A convection-based gravity wave parameterization in a general circulation model: Implementation and improvements on the QBO

In order to simulate stratospheric phenomena, such as the Quasi-Biennial Oscillation (QBO), atmospheric general circulation models (GCM) require parameterizations of small-scale gravity waves (GW). In the tropics, the main source of GWs is convection, showing high spatial and temporal variability in occurrence and strength. In this study, we implement in the GCM ECHAM6 a source parameterization for GWs forced by convection. The GW source parameterization is based on the convective heating depth, convective heating rate, and the background wind. First, we show that the heating depth distribution of convective properties strongly influences the waves' source spectra.

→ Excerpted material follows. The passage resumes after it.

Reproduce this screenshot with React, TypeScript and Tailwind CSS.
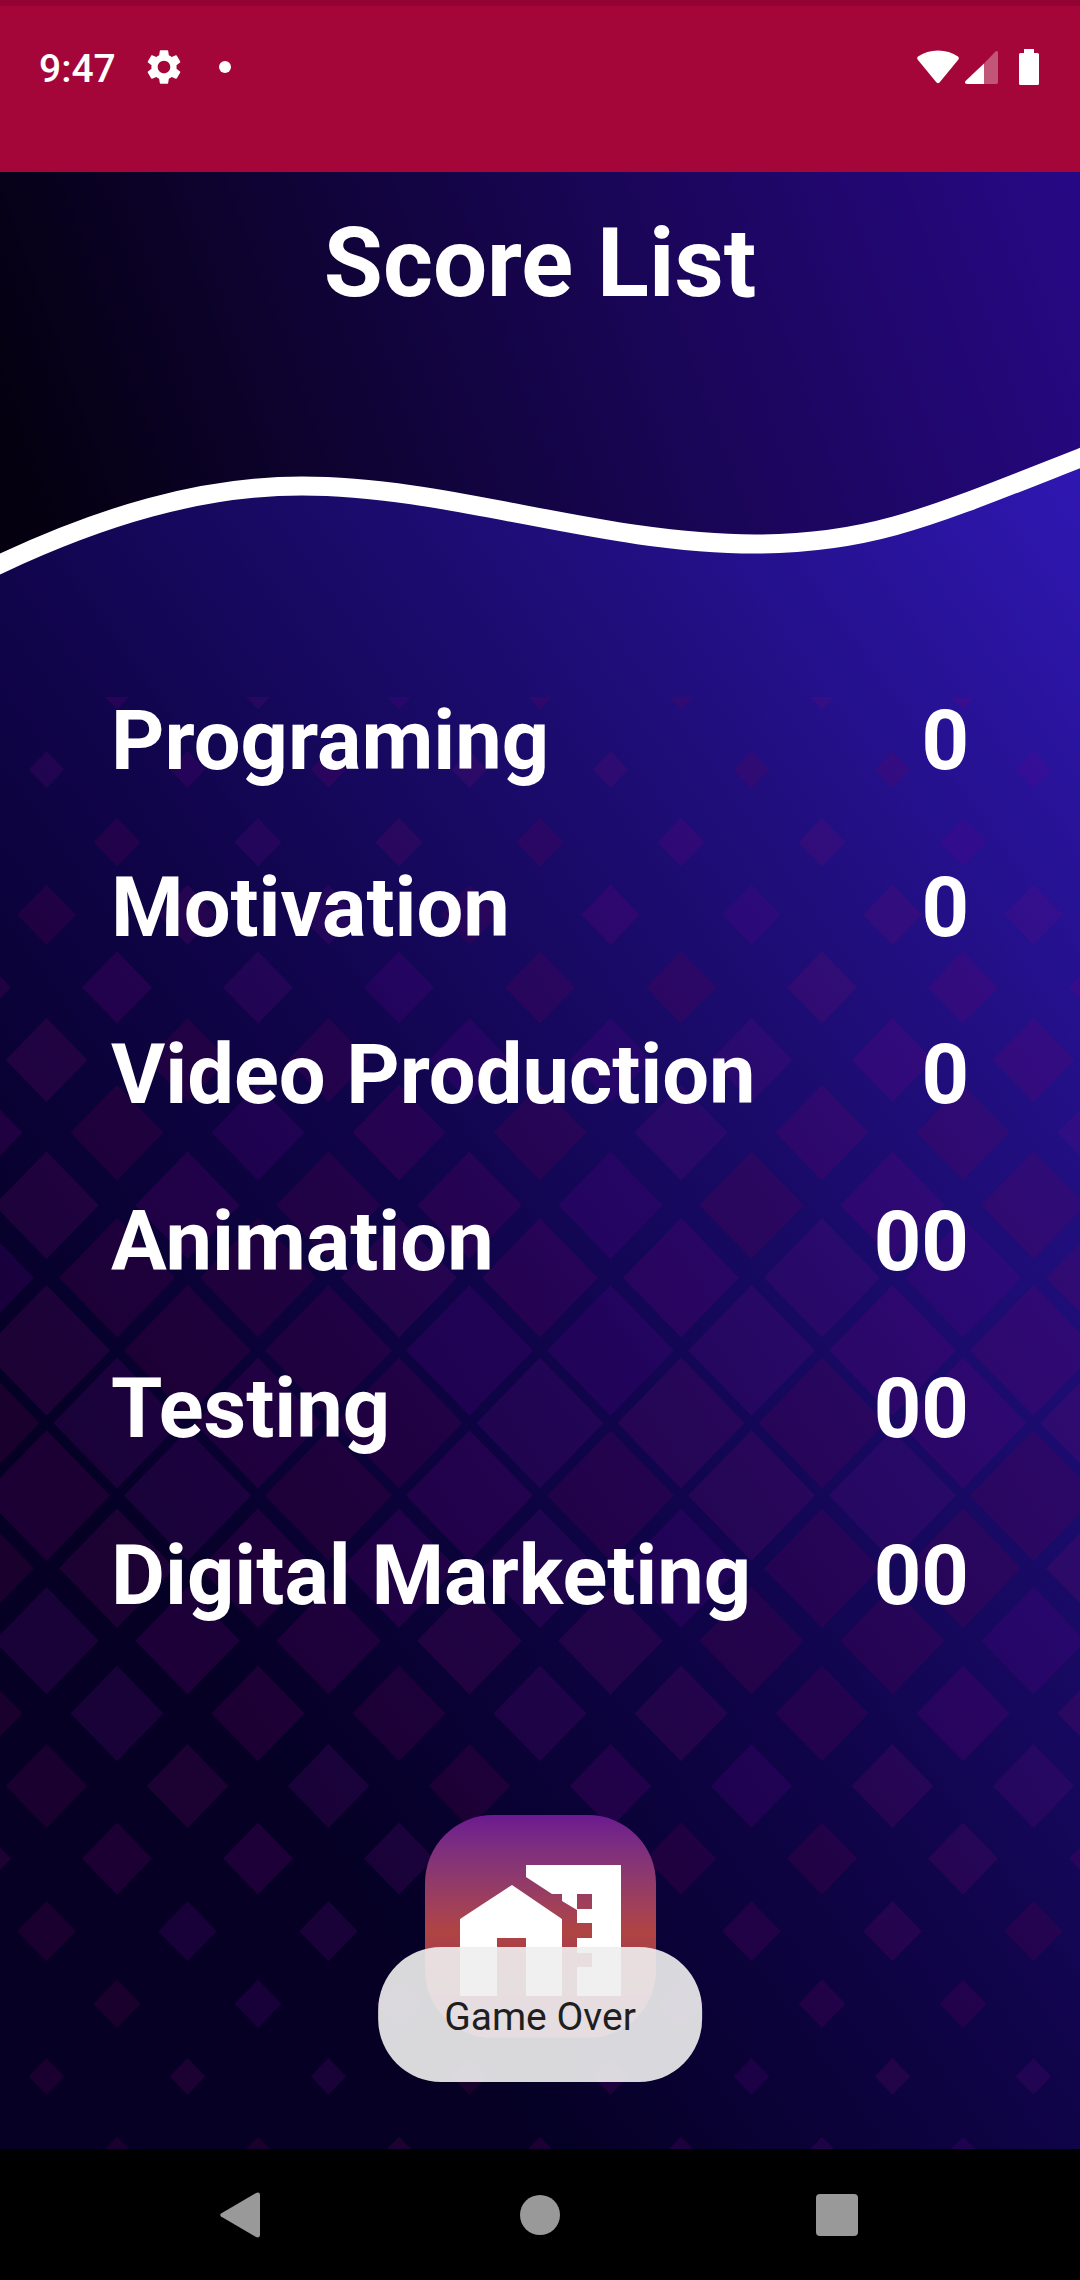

The strong sensitivity of spectral wave characteristics on heating property distributions highlights the importance of a realistic parameterization of convective processes in a GCM. Second, with the convection-based GW scheme as the unique source of GWs, the GCM simulates a QBO with realistic features. While the vertical extent of the easterly jet shows deficiencies, the wind speeds of the jet maxima and the variance of wind alteration show a clear improvement, compared to the standard model which employs a parameterization with constant, prescribed GW sources. Furthermore, the seasonality of the QBO jets downward progression is modeled more realistically due to the seasonality of physically based gravity wave sources.